19. Thou shalt not lend upon usury to thy brother; usury of money, usury of victuals, usury of any thing that is lent upon usury.
19. Non foenerabis fratri tuo foenus pecuniae, foenus cibi, foenus cujuscunque rei in qua foenus exercetur.
20. Unto a stranger thou mayest lend upon usury, but unto thy brother thou shalt not lend. upon usury; that the Lord thy God may bless thee in all that thou settest thine hand to in the land whither thou goest to possess it.
20. Extraneo foenerabis, ac fratri tuo non foenerabis: ut benedicat tibi Jehova Deus tuus in omni applicatione manus tuae super terram ad quam ingrederis, ut possideas eam.
From these passages we learn that it is not enough to refrain from taking the goods of another, unless we also constantly exercise humanity and mercy in the relief of the poor.
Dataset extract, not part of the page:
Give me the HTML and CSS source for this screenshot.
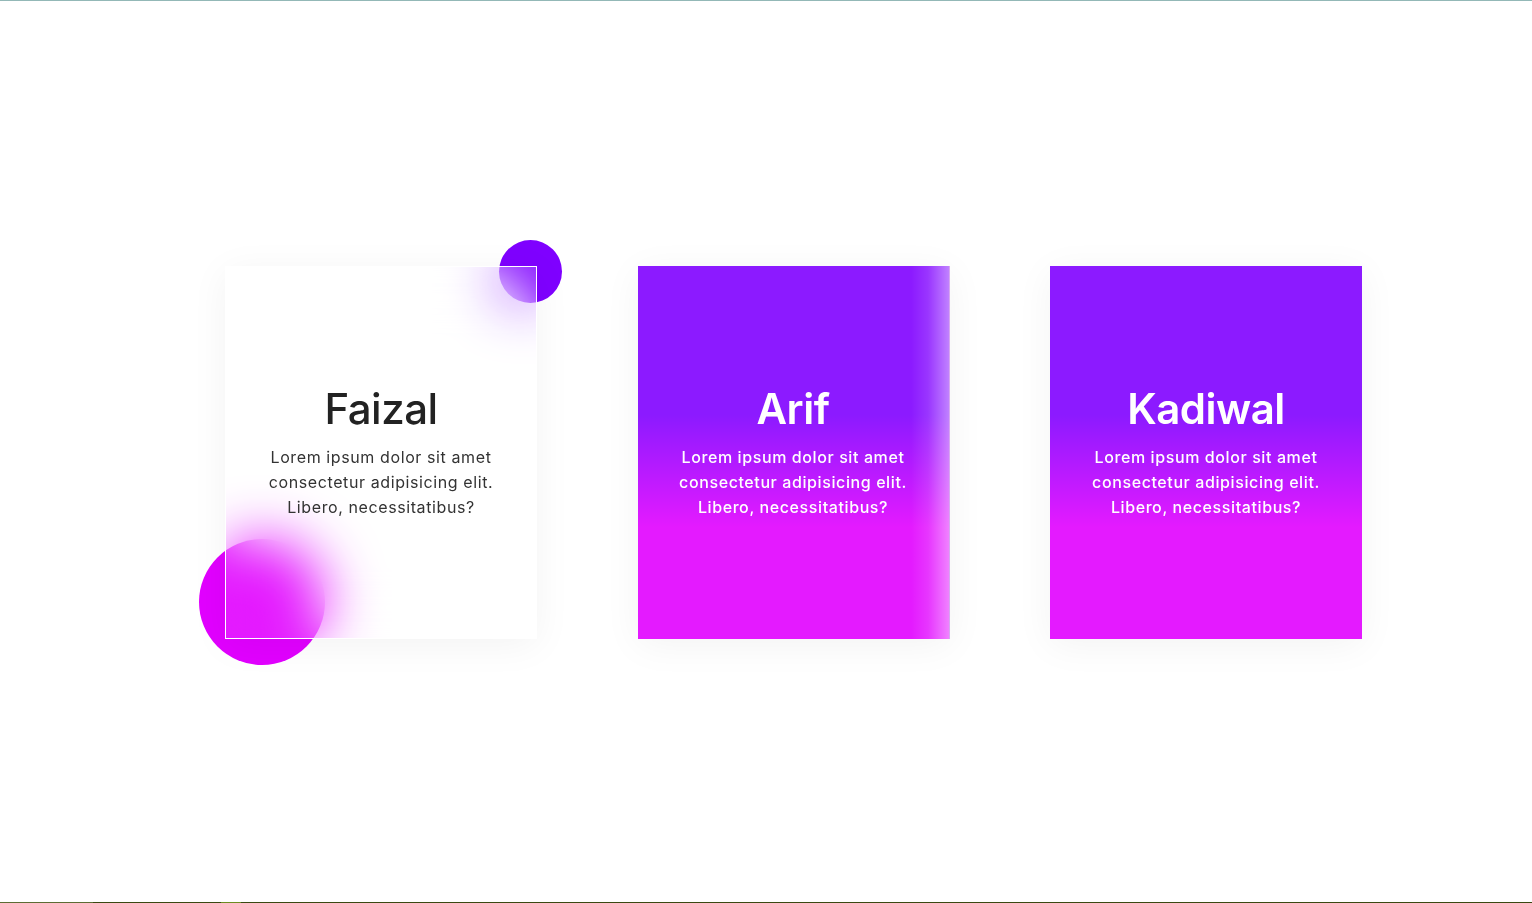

Heathen authors also saw this, although not with sufficient clearness, (when they declared ) that, since all men are born for the sake of each other, human society is not properly maintained, except by an interchange of good offices. Wherefore, that we may not defraud our neighbors, and so be accounted thieves in God's sight, let us learn, according to our several means, to be kind to those who need our help; for liberality is a part of righteousness, so that he must be deservedly held to be unrighteous who does not relieve the necessities of his brethren when he can. This is the tendency of Solomon's exhortation, that
|we should drink waters out of our own cistern, and that our fountains should be dispersed abroad amongst our neighbors,| (Proverbs 5:15, 16;)
for, after he has enjoined us each to be contented with what is our own, without seeking to enrich ourselves by the loss of others, he adds that those who have abundance do not enjoy their possessions as they ought, unless they communicate them to the poor for the relief of their poverty. For this is the reason, as Solomon tells us elsewhere, why |the rich and the poor meet together; and the Lord is the maker of them all.| (Proverbs 22:2.)